Nous partons à l’horaire fort peu printanière de 10h20, après le début du cours de ski des petits. La montée sur la piste de ski de fond qui monte à l’Ecot permet de s’échauffer, surtout que, pour nous préparer à l’ascension du Mont Blanc, nous avons pris tout le matériel de glacier, y compris la corde ! Au moment d’attaquer la vraie montée, une petite brise nous étonne. Elle ne fera que forcir alors que nous nous élevons au dessus de la vallée. Vers 2400m, alors qu’il fait désormais franchement frais, une forte rafale me déséquilibre pendant une conversion. Il ne faiblira plus. Heureusement, la pente s’adouci, puis s’aplatit tout à fait. Nous progressons désormais dans une atmosphère à la luminosité étrange, chargée de neige par le vent, sous un pâle soleil qui ne réchauffe guère. Autour de nous, tout est blanc et plat, même si une fière pyramide noire nous domine de loin. Où sommes nous donc ? Ce vent fou nous a-t-il transporté ailleurs ?

En bas, sur une vaste étendue immaculée, nous apercevons quelques silhouettes noires qui avancent contre le vent, se dandinant à petits pas. Des skieurs épuisés, ou… une colonie de manchot ? Quelques centaines de mètres plus loin, nous distinguons bientôt une sorte de caisse en métal blanc perchée au dessus du vallon. Nos impressions se confirment : nous voici bien en terre Adélie. Ce bâtiment, c’est sans doute la base Dumont-d’Urville. En effet, en nous approchant, nous distinguons divers instruments de mesure disséminés aux alentours. Nous entrons par une porte aux allures de hublot. Nous quittons la lumière pour la pénombre, mais aussi le vent pour le calme. Une chaleur bienfaisante nous envahi. Après avoir passé plusieurs portes manifestement conçues pour des conditions extrêmes, nous pénétrons au cœur de la base : la salle commune. Un énorme poêle y ronfle, répandant une chaleur bienfaisante.
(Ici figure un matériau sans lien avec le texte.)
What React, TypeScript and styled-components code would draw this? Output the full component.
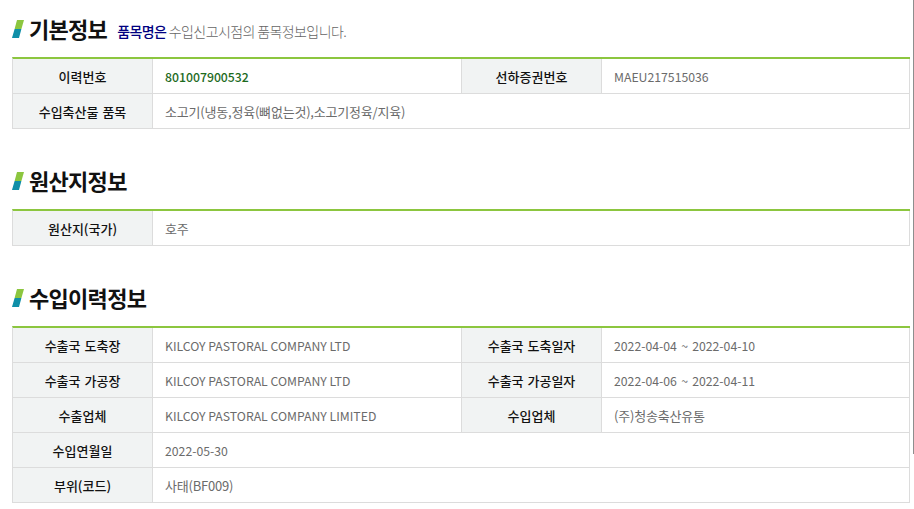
import React from "react";
import styled, { createGlobalStyle } from "styled-components";

const GlobalStyle = createGlobalStyle`
  html, body {
    margin: 0;
    padding: 0;
    background: #fff;
    overflow: hidden;
  }
  body {
    font-family: "Noto Sans CJK KR", "Noto Sans", sans-serif;
  }
`;

interface Field {
  label: string;
  value: string;
  highlight?: boolean;
  hangul?: boolean;
  spaced?: boolean;
}

type Row = Field[];

const basicRows: Row[] = [
  [
    { label: "이력번호", value: "801007900532", highlight: true },
    { label: "선하증권번호", value: "MAEU217515036" },
  ],
  [{ label: "수입축산물 품목", value: "소고기(냉동,정육(뼈없는것),소고기정육/지육)", hangul: true }],
];

const originRows: Row[] = [[{ label: "원산지(국가)", value: "호주", hangul: true }]];

const historyRows: Row[] = [
  [
    { label: "수출국 도축장", value: "KILCOY PASTORAL COMPANY LTD" },
    { label: "수출국 도축일자", value: "2022-04-04 ~ 2022-04-10", spaced: true },
  ],
  [
    { label: "수출국 가공장", value: "KILCOY PASTORAL COMPANY LTD" },
    { label: "수출국 가공일자", value: "2022-04-06 ~ 2022-04-11", spaced: true },
  ],
  [
    { label: "수출업체", value: "KILCOY PASTORAL COMPANY LIMITED" },
    { label: "수입업체", value: "(주)청송축산유통", hangul: true },
  ],
  [{ label: "수입연월일", value: "2022-05-30" }],
  [{ label: "부위(코드)", value: "사태(BF009)", hangul: true }],
];

const TitleMark = () => (
  <MarkIcon width="12" height="18" viewBox="0 0 12 18">
    <polygon points="5,0 12,0 9.4,9 2.6,9" fill="#8cc63f" />
    <polygon points="2.6,9 9.4,9 7,18 0,18" fill="#0f8fa8" />
  </MarkIcon>
);

const InfoTable = ({ rows }: { rows: Row[] }) => (
  <Table>
    <colgroup>
      <col width="140" />
      <col width="309" />
      <col width="140" />
      <col />
    </colgroup>
    <tbody>
      {rows.map((row) => (
        <tr key={row[0].label}>
          {row.map((field) => (
            <React.Fragment key={field.label}>
              <Th>{field.label}</Th>
              <Td
                colSpan={row.length === 1 ? 3 : 1}
                $highlight={field.highlight}
                $hangul={field.hangul}
                $spaced={field.spaced}
              >
                {field.value}
              </Td>
            </React.Fragment>
          ))}
        </tr>
      ))}
    </tbody>
  </Table>
);

export default function App() {
  return (
    <Page>
      <GlobalStyle />
      <Section>
        <TitleRow>
          <TitleMark />
          <Title>기본정보</Title>
          <SubTitle>
            <strong>품목명은</strong> 수입신고시점의 품목정보입니다.
          </SubTitle>
        </TitleRow>
        <InfoTable rows={basicRows} />
      </Section>
      <Section>
        <TitleRow>
          <TitleMark />
          <Title>원산지정보</Title>
        </TitleRow>
        <InfoTable rows={originRows} />
      </Section>
      <Section>
        <TitleRow>
          <TitleMark />
          <Title>수입이력정보</Title>
        </TitleRow>
        <InfoTable rows={historyRows} />
      </Section>
      <ScrollEdge />
    </Page>
  );
}

const Page = styled.div`
  position: relative;
  width: 914px;
  height: 509px;
  padding: 14px 4px 0 12px;
  box-sizing: border-box;
  overflow: hidden;
  display: flex;
  flex-direction: column;
  gap: 37px;
`;

const ScrollEdge = styled.div`
  position: absolute;
  top: 0;
  right: 0;
  width: 1px;
  height: 454px;
  background: #8e8e8e;
`;

const Section = styled.section`
  display: flex;
  flex-direction: column;
`;

const TitleRow = styled.div`
  display: flex;
  align-items: center;
  height: 30px;
  margin-bottom: 13px;
`;

const MarkIcon = styled.svg`
  flex: none;
  margin-right: 5px;
`;

const Title = styled.h2`
  margin: 0 0 2px;
  font-size: 22px;
  line-height: 30px;
  font-weight: 700;
  letter-spacing: -0.7px;
  color: #111;
`;

const SubTitle = styled.p`
  margin: 3px 0 0 10px;
  font-size: 14px;
  line-height: 20px;
  letter-spacing: -0.6px;
  font-weight: 300;
  color: #666;

  strong {
    font-weight: 500;
    color: #000080;
  }
`;

const Table = styled.table`
  width: 898px;
  table-layout: fixed;
  border-collapse: separate;
  border-spacing: 0;
  border-top: 2px solid #8cc63f;
  border-left: 1px solid #dcdcdc;
`;

const Th = styled.th`
  height: 35px;
  padding: 1px 0 0;
  box-sizing: border-box;
  background: #f1f3f3;
  border-right: 1px solid #dcdcdc;
  border-bottom: 1px solid #dcdcdc;
  font-size: 13px;
  font-weight: 500;
  word-spacing: 1px;
  color: #111;
  text-align: center;
`;

const Td = styled.td<{ $highlight?: boolean; $hangul?: boolean; $spaced?: boolean }>`
  height: 35px;
  padding: 1px 12px 0;
  box-sizing: border-box;
  border-right: 1px solid #dcdcdc;
  border-bottom: 1px solid #dcdcdc;
  font-size: ${(p) => (p.$hangul ? "13px" : "12.25px")};
  letter-spacing: ${(p) => (p.$hangul ? "-0.2px" : "0")};
  word-spacing: ${(p) => (p.$spaced ? "1.5px" : "0")};
  font-weight: ${(p) => (p.$highlight ? 500 : 400)};
  color: ${(p) => (p.$highlight ? "#1e6b1e" : "#6b6b6b")};
  text-align: left;
`;
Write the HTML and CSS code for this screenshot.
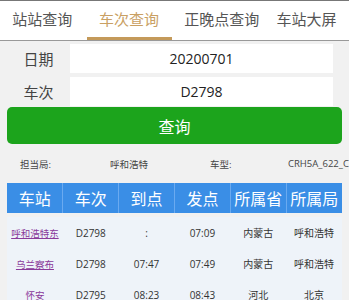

Le gardien nous accueille avec un grand sourire. Trois personnes y sont en train de finir leur pique-nique – probablement des météorologues ou des glaciologues du climat. Nous nous installons à la table voisine et attaquons les sandwichs avec entrain. En dessert, la cuisine de la base vient à la rescousse avec une délicieuse infusion de citron chaud et un énooooorme fromage blanc à la noisette qui alourdira Ariel toute l’après-midi. Ca donne envie de revenir essayer la demi-pension !

6 hommes du PGMH de Modane débarquent peu après, ayant passé la selle de l’Albaron dans la tempête mais renoncé au sommet. Un seul d’entre eux pèse autant qu’Ariel et moi réuni, et marche sans doute à la même vitesse en montant que nous en descendant… sacrés gaillards.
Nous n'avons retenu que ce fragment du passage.